Professors of social work at the University of Hawaiʻi at Mānoa are well accustomed to teaching their students about conflict resolution, the dynamics of family relationships, stress management, and the role of culture in well-being. Recently, Thompson School of Social Work & Public Health faculty shared their professional expertise with another group of people: Buddhist reverends.
“Buddhist reverends are spiritual care givers, and the training session helped us to learn more about interpersonal communication and intercultural communication so we could respond to the changing needs of our temple members in the COVID-19 pandemic,” said Reverend Blayne Higa, who leads training sessions for all reverends at Hawaiʻi‘s Hongwanji Missions.

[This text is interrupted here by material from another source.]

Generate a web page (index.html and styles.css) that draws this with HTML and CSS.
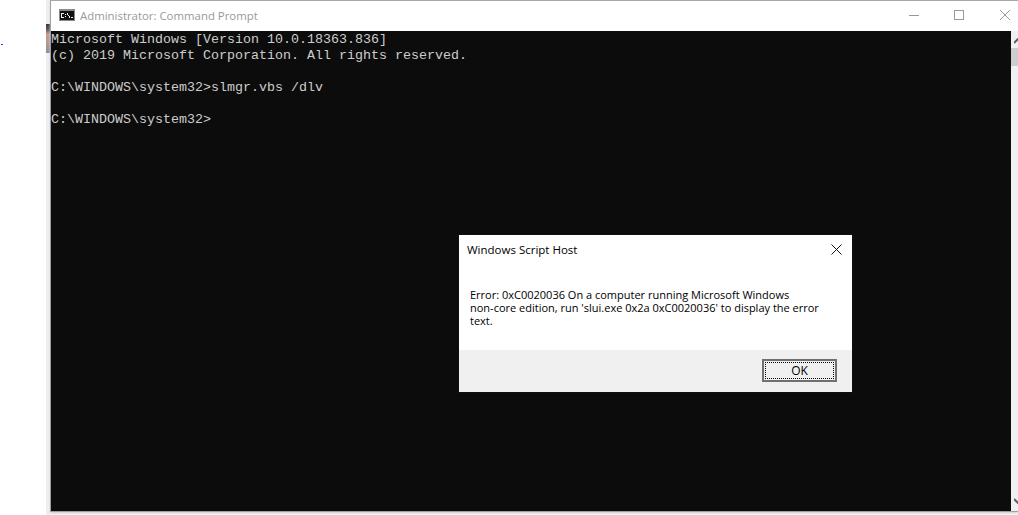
FILE: index.html
```html
<!DOCTYPE html>
<html lang="en">
<head>
    <meta charset="utf-8">
    <title>Command Prompt</title>
    <link rel="stylesheet" href="styles.css">
</head>
<body>
    <span class="stray-dot"></span>

    <div class="backdrop">
        <div class="backdrop-photo"></div>
    </div>

    <div class="window">
        <header class="titlebar">
            <svg class="app-icon" width="16" height="16" viewBox="0 0 16 16">
                <rect x="0" y="2" width="16" height="12" fill="#8a8a8a"/>
                <rect x="1" y="4" width="14" height="9" fill="#111"/>
                <path d="M2 6h3v1H3v3h2v1H2zM6 7h1v1H6zM6 9h1v1H6zM8 6h1v2h1v1h1v2h-1V9H9V8H8zM12 10h2v1h-2z" fill="#eee"/>
            </svg>
            <span class="window-title">Administrator: Command Prompt</span>
            <div class="window-controls">
                <svg class="control-min" width="10" height="10" viewBox="0 0 10 10"><path d="M0 5.500h10" stroke="#999" fill="none"/></svg>
                <svg width="10" height="10" viewBox="0 0 10 10"><rect x=".5" y=".5" width="9" height="9" stroke="#999" fill="none"/></svg>
                <svg width="10" height="10" viewBox="0 0 10 10"><path d="M0 0l10 10M10 0L0 10" stroke="#999" fill="none"/></svg>
            </div>
        </header>

        <div class="window-body">
            <pre class="console">Microsoft Windows [Version 10.0.18363.836]
(c) 2019 Microsoft Corporation. All rights reserved.

C:\WINDOWS\system32&gt;slmgr.vbs /dlv

C:\WINDOWS\system32&gt;</pre>
            <div class="scrollbar">
                <svg class="arrow arrow-up" width="9" height="6" viewBox="0 0 9 6"><path d="M0 5l4.500-4.500L9 5" stroke="#606060" stroke-width="2" fill="none"/></svg>
                <div class="thumb"></div>
                <svg class="arrow arrow-down" width="9" height="6" viewBox="0 0 9 6"><path d="M0 1l4.500 4.500L9 1" stroke="#606060" stroke-width="2" fill="none"/></svg>
            </div>

            <div class="dialog">
                <div class="dialog-head">
                    <span>Windows Script Host</span>
                    <svg width="11" height="11" viewBox="0 0 11 11"><path d="M.5.500l10 10M10.500.500l-10 10" stroke="#111" fill="none"/></svg>
                </div>
                <p class="dialog-message">Error: 0xC0020036 On a computer running Microsoft Windows<br>non-core edition, run 'slui.exe 0x2a 0xC0020036' to display the error<br>text.</p>
                <div class="dialog-foot">
                    <button class="ok-button"><span>OK</span></button>
                </div>
            </div>
        </div>
    </div>
</body>
</html>
```

FILE: styles.css
```css
* {
    margin: 0;
    padding: 0;
    box-sizing: border-box;
}

html, body {
    height: 515px;
    overflow: hidden;
}

body {
    display: flex;
    background: #fff;
    padding-left: 46px;
    position: relative;
    font-family: 'Open Sans', 'Noto Sans', sans-serif;
}

.stray-dot {
    position: absolute;
    left: 1px;
    top: 44px;
    width: 2px;
    height: 1px;
    background: #2233cc;
}

.backdrop {
    width: 4px;
    height: 515px;
    padding-top: 24px;
    background: #eee;
}

.backdrop-photo {
    height: 29px;
    background: linear-gradient(#3a3436 0, #6b5a58 20%, #c79c88 35%, #b89a90 60%, #8c8f9a 100%);
}

.window {
    flex: 1;
    height: 512px;
    display: flex;
    flex-direction: column;
    border-top: 1px solid #a8a8a8;
    border-left: 1px solid #a0a0a0;
    border-bottom: 1px solid #a0a0a0;
    box-shadow: 0 2px 2px #d8d8d8;
}

.titlebar {
    height: 30px;
    flex: none;
    display: flex;
    align-items: center;
    padding: 0 8px 2px 8px;
    background: #fff;
}

.app-icon {
    margin-right: 5px;
}

.window-title {
    font-size: 11.4px;
    color: #999;
}

.window-controls {
    margin-left: auto;
    display: flex;
    gap: 36px;
}

.control-min {
    margin-right: -1px;
}

.window-body {
    flex: 1;
    display: flex;
    position: relative;
}

.console {
    flex: 1;
    padding-top: 1px;
    background: #0c0c0c;
    color: #ccc;
    font-family: 'Liberation Mono', monospace;
    font-size: 13.33px;
    line-height: 16px;
}

.scrollbar {
    width: 7px;
    background: #f0f0f0;
    display: flex;
    flex-direction: column;
    align-items: flex-end;
    overflow: hidden;
}

.arrow {
    flex: none;
    margin-right: -5px;
}

.arrow-up {
    margin-top: 7px;
}

.arrow-down {
    margin-top: auto;
    margin-bottom: 7px;
}

.thumb {
    flex: none;
    width: 100%;
    height: 18px;
    margin-top: 4px;
    background: #cdcdcd;
}

.dialog {
    position: absolute;
    left: 407px;
    top: 203px;
    width: 395px;
    height: 159px;
    background: #fff;
    border: 1px solid #101010;
    display: flex;
    flex-direction: column;
    font-size: 11px;
    color: #000;
}

.dialog-head {
    height: 29px;
    flex: none;
    display: flex;
    align-items: center;
    justify-content: space-between;
    padding: 0 10px 0 8px;
    font-size: 11.5px;
}

.dialog-message {
    flex: 1;
    padding: 24px 0 0 11px;
    line-height: 13px;
}

.dialog-foot {
    height: 42px;
    flex: none;
    background: #f0f0f0;
    display: flex;
    justify-content: flex-end;
    align-items: flex-start;
    padding: 9px 15px 0 0;
}

.ok-button {
    width: 75px;
    height: 23px;
    background: #f0f0f0;
    border: 2px solid #707070;
    padding: 1px;
    font: inherit;
    font-size: 12px;
}

.ok-button span {
    display: block;
    height: 100%;
    border: 1px dotted #000;
    line-height: 15px;
}
```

The training with UH Mānoa social work faculty took place over two days for about 25 Buddhist reverends from all over Hawaiʻi. Discussions focused on how to listen to people and determine their readiness for change, and emphasized the importance of intervening early when problems arise.
“Social workers, too, are trained to see the fluidity of situations,” said Mike DeMattos, PhD, an assistant specialist with the Thompson School who co-led the training sessions with retired associate professor Paula Morelli, PhD. “When we work on our cases, we have to recognize that people’s lives are continually moving, and they are the products of their experiences.”

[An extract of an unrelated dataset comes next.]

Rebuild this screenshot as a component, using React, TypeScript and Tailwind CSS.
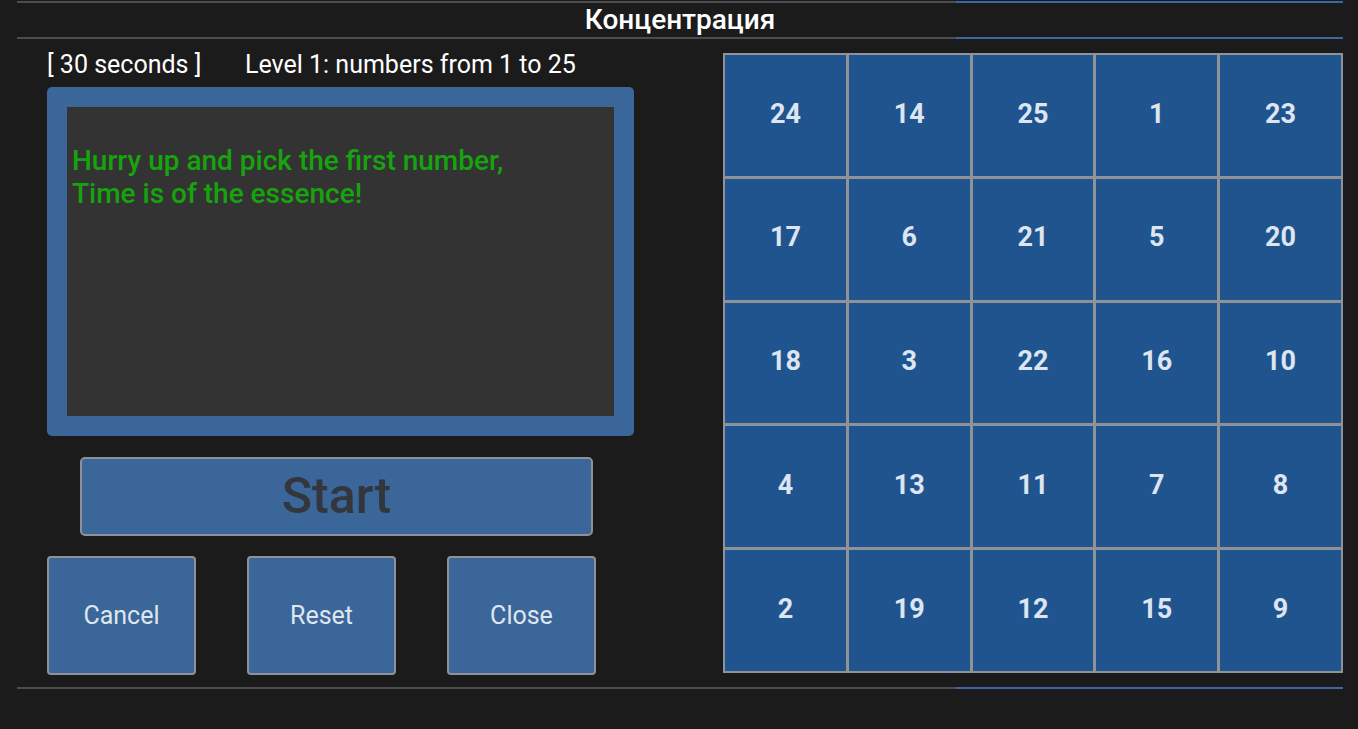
const grid: number[][] = [
  [24, 14, 25, 1, 23],
  [17, 6, 21, 5, 20],
  [18, 3, 22, 16, 10],
  [4, 13, 11, 7, 8],
  [2, 19, 12, 15, 9],
];

function Rule() {
  return (
    <div className="flex h-[2px] ml-[17px] w-[1326px]">
      <div className="w-[939px] bg-[#4a4c4f]" />
      <div className="flex-1 bg-[#3a68a3]" />
    </div>
  );
}

function SmallButton({ label }: { label: string }) {
  return (
    <button className="w-[149px] h-[119px] rounded-[4px] border-2 border-[#8e9196] bg-[#3a6699] text-[25px] text-[#dfe6ef]">
      {label}
    </button>
  );
}

export default function App() {
  return (
    <div className="h-[729px] w-[1358px] bg-[#1b1b1b] pt-[1px] font-['Roboto',sans-serif] overflow-hidden">
      <Rule />
      <div className="h-[34px] flex items-center justify-center text-[28px] font-medium text-white ml-[17px] w-[1326px]">
        Концентрация
      </div>
      <Rule />

      <div className="flex h-[648px]">
        <div className="ml-[47px] w-[590px] flex flex-col">
          <div className="flex h-[48px] items-center text-[25px] text-white pt-[3px]">
            <span className="w-[198px]">[ 30 seconds ]</span>
            <span>Level 1: numbers from 1 to 25</span>
          </div>

          <div className="w-[587px] h-[349px] rounded-[5px] bg-[#3a6699] p-[20px]">
            <div className="h-full bg-[#333333] pl-[5px] pt-[37px] text-[28px] font-medium leading-[33px] text-[#16a30e]">
              <div>Hurry up and pick the first number,</div>
              <div>Time is of the essence!</div>
            </div>
          </div>

          <button className="mt-[21px] ml-[33px] w-[513px] h-[79px] rounded-[5px] border-2 border-[#8e9196] bg-[#3a6699] text-[50px] font-medium text-[#33373d]">
            Start
          </button>

          <div className="mt-[20px] flex gap-[51px]">
            <SmallButton label="Cancel" />
            <SmallButton label="Reset" />
            <SmallButton label="Close" />
          </div>
        </div>

        <div className="ml-[86px] mt-[14px] w-[620px] h-[620px] grid grid-cols-5 grid-rows-5 gap-[3px] p-[2px] bg-[#8f9296]">
          {grid.flat().map((n) => (
            <div
              key={n}
              className="flex items-center justify-center pb-[3px] bg-[#20548f] text-[27px] font-bold text-[#dde5f0]"
            >
              {n}
            </div>
          ))}
        </div>
      </div>

      <Rule />
    </div>
  );
}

Social work parallels in Buddhism
In between the lectures, the reverends participated in activities. In one exercise, they worked with a partner and applied their listening skills, with the goal of making the other person feel heard and understood. In another, the reverends identified a situation in which they felt stressed, and evaluated strategies that lowered their stress level. They participated in reflections on their own life crises.
The central teachings of Buddhism align well with the tenets of social work, according to Higa. For example, Buddhism recognizes the value of harmony, and holds the view that all living things are interdependent and in balance with each other. This parallels the social work “systems” approach, which views every individual as both a product and producer of their history, family and culture.

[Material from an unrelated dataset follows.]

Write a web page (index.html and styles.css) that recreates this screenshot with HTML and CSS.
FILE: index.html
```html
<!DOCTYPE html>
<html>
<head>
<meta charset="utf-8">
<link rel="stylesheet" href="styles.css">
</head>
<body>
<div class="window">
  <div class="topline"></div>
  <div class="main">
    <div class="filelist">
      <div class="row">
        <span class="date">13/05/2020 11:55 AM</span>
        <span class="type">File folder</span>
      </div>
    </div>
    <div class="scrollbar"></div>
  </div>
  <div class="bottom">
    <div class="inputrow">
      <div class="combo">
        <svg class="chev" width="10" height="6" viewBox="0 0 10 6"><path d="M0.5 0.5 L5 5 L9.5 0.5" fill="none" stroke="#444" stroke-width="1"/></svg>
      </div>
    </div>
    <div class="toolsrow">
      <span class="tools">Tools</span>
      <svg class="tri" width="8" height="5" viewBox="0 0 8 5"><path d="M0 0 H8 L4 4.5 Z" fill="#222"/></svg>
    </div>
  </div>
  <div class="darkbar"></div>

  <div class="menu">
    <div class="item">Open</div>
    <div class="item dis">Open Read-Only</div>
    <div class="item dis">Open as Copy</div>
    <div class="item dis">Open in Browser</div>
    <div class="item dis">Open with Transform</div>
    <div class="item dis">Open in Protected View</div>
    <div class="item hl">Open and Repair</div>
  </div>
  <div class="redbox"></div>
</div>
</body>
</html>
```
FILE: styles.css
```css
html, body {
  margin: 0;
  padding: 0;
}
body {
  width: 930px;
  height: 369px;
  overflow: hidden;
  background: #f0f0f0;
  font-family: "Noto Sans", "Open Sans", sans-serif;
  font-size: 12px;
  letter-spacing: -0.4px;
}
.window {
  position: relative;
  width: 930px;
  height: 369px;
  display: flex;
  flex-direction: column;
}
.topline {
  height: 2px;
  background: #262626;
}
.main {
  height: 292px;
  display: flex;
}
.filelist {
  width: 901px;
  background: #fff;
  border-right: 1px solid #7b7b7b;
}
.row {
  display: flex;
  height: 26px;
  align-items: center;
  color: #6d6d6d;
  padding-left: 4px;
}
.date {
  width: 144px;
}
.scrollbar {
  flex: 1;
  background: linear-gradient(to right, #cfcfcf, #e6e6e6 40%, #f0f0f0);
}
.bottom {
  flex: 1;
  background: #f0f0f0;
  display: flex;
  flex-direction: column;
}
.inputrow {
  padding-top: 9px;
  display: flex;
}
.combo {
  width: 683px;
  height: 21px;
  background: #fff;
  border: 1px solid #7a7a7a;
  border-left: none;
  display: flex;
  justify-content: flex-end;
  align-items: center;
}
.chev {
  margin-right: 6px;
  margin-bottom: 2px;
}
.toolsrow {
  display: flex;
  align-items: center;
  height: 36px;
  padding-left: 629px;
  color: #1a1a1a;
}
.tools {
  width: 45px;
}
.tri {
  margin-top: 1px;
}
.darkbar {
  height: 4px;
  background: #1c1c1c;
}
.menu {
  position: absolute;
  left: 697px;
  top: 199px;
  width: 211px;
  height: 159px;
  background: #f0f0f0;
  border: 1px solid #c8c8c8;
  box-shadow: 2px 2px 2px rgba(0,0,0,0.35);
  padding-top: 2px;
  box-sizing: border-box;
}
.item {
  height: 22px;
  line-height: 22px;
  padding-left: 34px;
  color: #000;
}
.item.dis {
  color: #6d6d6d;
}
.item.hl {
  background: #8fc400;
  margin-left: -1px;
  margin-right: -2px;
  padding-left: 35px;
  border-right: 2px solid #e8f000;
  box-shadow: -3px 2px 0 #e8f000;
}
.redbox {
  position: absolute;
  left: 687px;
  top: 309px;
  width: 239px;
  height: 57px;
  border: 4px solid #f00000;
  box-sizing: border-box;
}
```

Another fundamental principle of Buddhism is impermanency, or the idea that all things change over time. The training session allowed the reverends to apply this idea to family struggles.
“If we are in a state of conflict, and we recognize impermanency, then we realize this conflict won’t last forever and we can skillfully transform the conflict into a harmonious system,” said Higa.
DeMattos said he was impressed by how inquisitive the ministers were, and how much work they did to develop their skills and knowledge. “They were so caring towards their communities, and they felt so concerned for their temple members.”
“The training from the social work professors showed us the larger context in which we operate,” Higa added. “We left with a rich, powerful sense of place that informs who we are and our work with our communities.”
“Most people think of professors as only working in classrooms, but we also work hard to reach beyond the walls of academia,” DeMattos said. “We want to be there for our communities.”